Спали заключенные на соломенных тюфяках на полу. Подымались утром в темноте, ложились вечером засветло.
Воду для питья брали, потянувши проволоку, из того же отверстия, из которого наполнялся и очищался унитаз. Над унитазом также мылись по утрам.
Раз в две недели ходили в баню, устроенную в подвальном этаже тюрьмы. В большую комнату с пятнадцатью душами впускалось сразу человек 50–60 заключенных, которые должны были в течение пяти минут вымыться, перехватывая друг у друга струю воды. Надзиратель, стоя в стороне одетым и в фуражке, наблюдал эту картину, грозно окрикивая, а иногда и награждая пощечинами тех, кто пытался перешепнуться с соседом.
Курить строго запрещалось.
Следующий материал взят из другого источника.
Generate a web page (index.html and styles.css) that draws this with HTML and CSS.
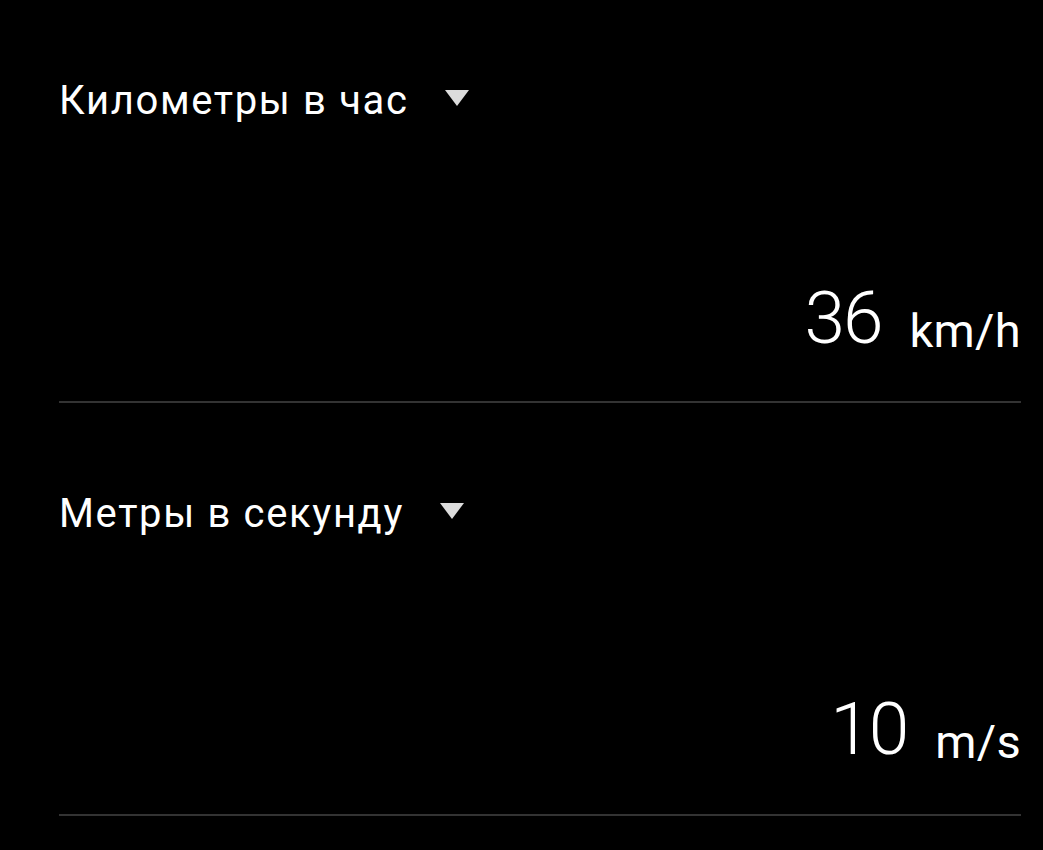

Найденные при обыске спички, окурок влекли жестокое наказание.
Просунуть что-нибудь в «волчок» (или «глазок») нельзя: отверстие «волчка» было перекрыто стеклом.
Заключенным в течение целого дня оставалось забавляться только шашками: шахматная доска была намечена гвоздиком или ногтем на некрашеной крышке столика, шашки склеены из хлебного мякиша.
Перестукиваться с соседними камерами было невозможно: из коридора подслушивали и строго наказывали. Как? Просто били по физиономиям или заставляли делать по 50 приседаний.